● Material supplied:
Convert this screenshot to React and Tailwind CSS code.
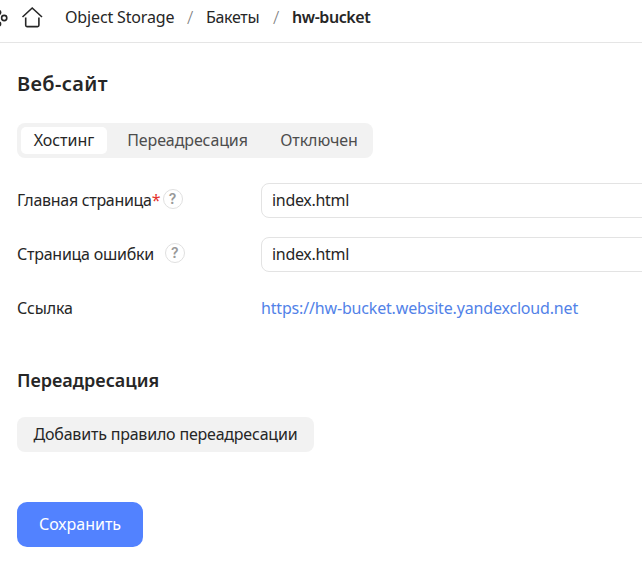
function Hint() {
  return (
    <span className="mb-[1px] flex size-5 shrink-0 items-center justify-center rounded-full border-[1.5px] border-[#e0e0e0] font-['Inter'] text-[14px] leading-none font-semibold text-[#999999]">
      ?
    </span>
  );
}

function Slash() {
  return <span className="w-[8px] shrink-0 text-center text-[18px] font-light text-[#808080]">/</span>;
}

function Header() {
  return (
    <header className="flex h-[43px] items-center border-b border-[#e5e5e5] pb-[8px] text-[#262626]">
      <svg className="h-[35px] w-[60px] shrink-0" viewBox="0 0 60 35" fill="none" stroke="#262626">
        <circle cx="4.2" cy="18" r="2.6" strokeWidth="1.6" />
        <circle cx="-1.2" cy="12.5" r="2.6" fill="#262626" stroke="none" />
        <circle cx="-1.2" cy="24" r="2.6" fill="#262626" stroke="none" />
        <path d="M22.5 17 L32.2 8 L42 17" strokeWidth="1.6" />
        <path d="M25.7 17.5 V25.3 a1.3 1.3 0 0 0 1.3 1.3 H37.6 a1.3 1.3 0 0 0 1.3 -1.3 V17.5" strokeWidth="1.6" />
      </svg>
      <nav className="flex whitespace-nowrap">
        <span className="w-[126px] pl-[5px] tracking-[-0.15px]">Object Storage</span>
        <Slash />
        <span className="w-[78px] pl-[12px] tracking-[-0.3px]">Бакеты</span>
        <Slash />
        <span className="pl-[12px] font-semibold tracking-[-0.42px]">hw-bucket</span>
      </nav>
    </header>
  );
}

export default function App() {
  return (
    <div className="h-[565px] w-[642px] overflow-hidden bg-white font-['Noto_Sans','Open_Sans',sans-serif] text-[16px] leading-[22px] whitespace-nowrap text-[#262626]">
      <Header />
      <main className="pl-[17px]">
        <h1 className="pt-[27px] text-[20px] leading-7 font-semibold tracking-[0.35px]">Веб-сайт</h1>
        <div className="mt-[25px] flex h-[35px] w-[356px] items-center rounded-lg bg-[#f2f2f2] p-1 text-[#4d4d4d]">
          <button className="h-[27px] w-[86px] rounded-[5px] bg-white pb-[2px] text-[#262626]">Хостинг</button>
          <button className="w-[160px] pb-[2px] pl-[1px] tracking-[-0.1px]">Переадресация</button>
          <button className="w-[102px] pb-[2px] pl-[2px] tracking-[-0.1px]">Отключен</button>
        </div>
        <div className="mt-[25px] flex h-[35px] items-center">
          <div className="flex w-[244px] shrink-0 items-center pb-[2px]">
            <span className="tracking-[-0.3px]">Главная страница</span>
            <span className="mr-[2px] text-[#e5322d]">*</span>
            <Hint />
          </div>
          <div className="flex h-[35px] w-[420px] shrink-0 items-center rounded-lg border border-[#e3e3e3] pb-[2px] pl-[10px] tracking-[-0.3px]">index.html</div>
        </div>
        <div className="mt-[19px] flex h-[35px] items-center">
          <div className="flex w-[244px] shrink-0 items-center pb-[2px]">
            <span className="mr-[11px] tracking-[-0.25px]">Страница ошибки</span>
            <Hint />
          </div>
          <div className="flex h-[35px] w-[420px] shrink-0 items-center rounded-lg border border-[#e3e3e3] pb-[2px] pl-[10px] tracking-[-0.3px]">index.html</div>
        </div>
        <div className="mt-[25px] flex">
          <span className="w-[244px] tracking-[-0.15px]">Ссылка</span>
          <a className="tracking-[-0.17px] text-[#5282e8]">https://hw-bucket.website.yandexcloud.net</a>
        </div>
        <h2 className="mt-[49px] text-[18px] leading-6 font-semibold">Переадресация</h2>
        <button className="mt-[25px] block h-[35px] w-[297px] rounded-lg bg-[#f2f2f2] pb-[2px] tracking-[-0.2px]">Добавить правило переадресации</button>
        <button className="mt-[50px] block h-[45px] w-[126px] rounded-[10px] bg-[#5282ff] pb-[2px] text-white">Сохранить</button>
      </main>
    </div>
  );
}
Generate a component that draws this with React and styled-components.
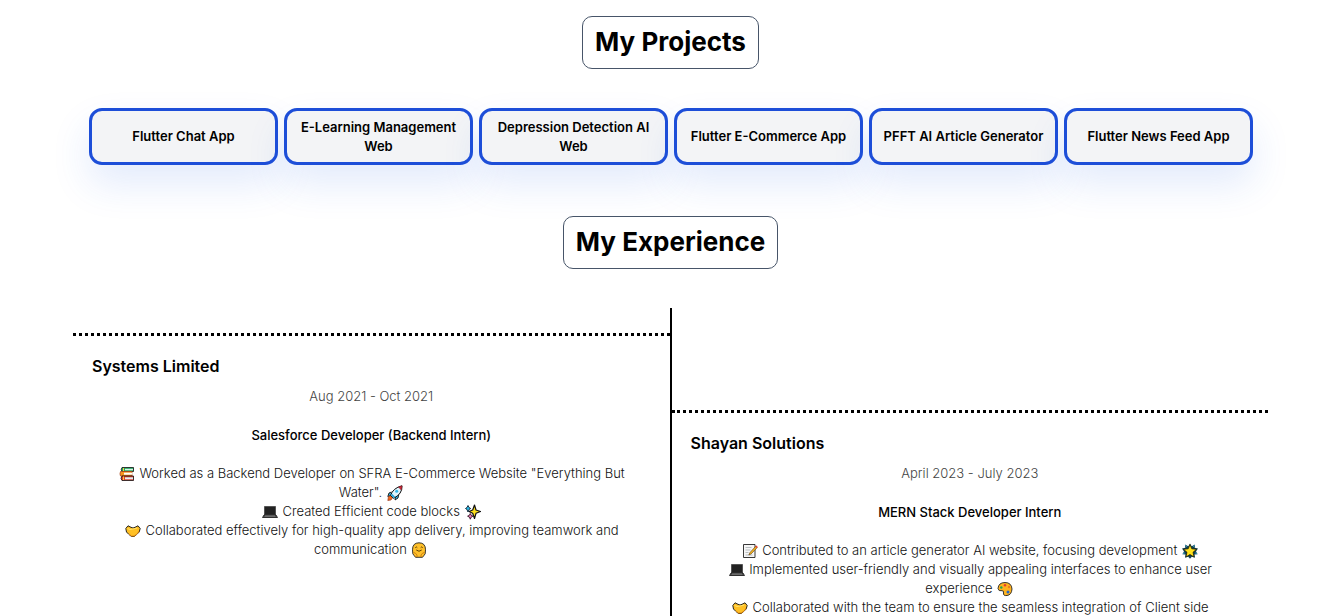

● Exercise instructions: Leave out every picture and copy the rest of the records exactly.

● Correct response:
Convert this screenshot to React and Tailwind CSS code.
function Hint() {
  return (
    <span className="mb-[1px] flex size-5 shrink-0 items-center justify-center rounded-full border-[1.5px] border-[#e0e0e0] font-['Inter'] text-[14px] leading-none font-semibold text-[#999999]">
      ?
    </span>
  );
}

function Slash() {
  return <span className="w-[8px] shrink-0 text-center text-[18px] font-light text-[#808080]">/</span>;
}

function Header() {
  return (
    <header className="flex h-[43px] items-center border-b border-[#e5e5e5] pb-[8px] text-[#262626]">
      <svg className="h-[35px] w-[60px] shrink-0" viewBox="0 0 60 35" fill="none" stroke="#262626">
        <circle cx="4.2" cy="18" r="2.6" strokeWidth="1.6" />
        <circle cx="-1.2" cy="12.5" r="2.6" fill="#262626" stroke="none" />
        <circle cx="-1.2" cy="24" r="2.6" fill="#262626" stroke="none" />
        <path d="M22.5 17 L32.2 8 L42 17" strokeWidth="1.6" />
        <path d="M25.7 17.5 V25.3 a1.3 1.3 0 0 0 1.3 1.3 H37.6 a1.3 1.3 0 0 0 1.3 -1.3 V17.5" strokeWidth="1.6" />
      </svg>
      <nav className="flex whitespace-nowrap">
        <span className="w-[126px] pl-[5px] tracking-[-0.15px]">Object Storage</span>
        <Slash />
        <span className="w-[78px] pl-[12px] tracking-[-0.3px]">Бакеты</span>
        <Slash />
        <span className="pl-[12px] font-semibold tracking-[-0.42px]">hw-bucket</span>
      </nav>
    </header>
  );
}

export default function App() {
  return (
    <div className="h-[565px] w-[642px] overflow-hidden bg-white font-['Noto_Sans','Open_Sans',sans-serif] text-[16px] leading-[22px] whitespace-nowrap text-[#262626]">
      <Header />
      <main className="pl-[17px]">
        <h1 className="pt-[27px] text-[20px] leading-7 font-semibold tracking-[0.35px]">Веб-сайт</h1>
        <div className="mt-[25px] flex h-[35px] w-[356px] items-center rounded-lg bg-[#f2f2f2] p-1 text-[#4d4d4d]">
          <button className="h-[27px] w-[86px] rounded-[5px] bg-white pb-[2px] text-[#262626]">Хостинг</button>
          <button className="w-[160px] pb-[2px] pl-[1px] tracking-[-0.1px]">Переадресация</button>
          <button className="w-[102px] pb-[2px] pl-[2px] tracking-[-0.1px]">Отключен</button>
        </div>
        <div className="mt-[25px] flex h-[35px] items-center">
          <div className="flex w-[244px] shrink-0 items-center pb-[2px]">
            <span className="tracking-[-0.3px]">Главная страница</span>
            <span className="mr-[2px] text-[#e5322d]">*</span>
            <Hint />
          </div>
          <div className="flex h-[35px] w-[420px] shrink-0 items-center rounded-lg border border-[#e3e3e3] pb-[2px] pl-[10px] tracking-[-0.3px]">index.html</div>
        </div>
        <div className="mt-[19px] flex h-[35px] items-center">
          <div className="flex w-[244px] shrink-0 items-center pb-[2px]">
            <span className="mr-[11px] tracking-[-0.25px]">Страница ошибки</span>
            <Hint />
          </div>
          <div className="flex h-[35px] w-[420px] shrink-0 items-center rounded-lg border border-[#e3e3e3] pb-[2px] pl-[10px] tracking-[-0.3px]">index.html</div>
        </div>
        <div className="mt-[25px] flex">
          <span className="w-[244px] tracking-[-0.15px]">Ссылка</span>
          <a className="tracking-[-0.17px] text-[#5282e8]">https://hw-bucket.website.yandexcloud.net</a>
        </div>
        <h2 className="mt-[49px] text-[18px] leading-6 font-semibold">Переадресация</h2>
        <button className="mt-[25px] block h-[35px] w-[297px] rounded-lg bg-[#f2f2f2] pb-[2px] tracking-[-0.2px]">Добавить правило переадресации</button>
        <button className="mt-[50px] block h-[45px] w-[126px] rounded-[10px] bg-[#5282ff] pb-[2px] text-white">Сохранить</button>
      </main>
    </div>
  );
}
Generate a component that draws this with React and styled-components.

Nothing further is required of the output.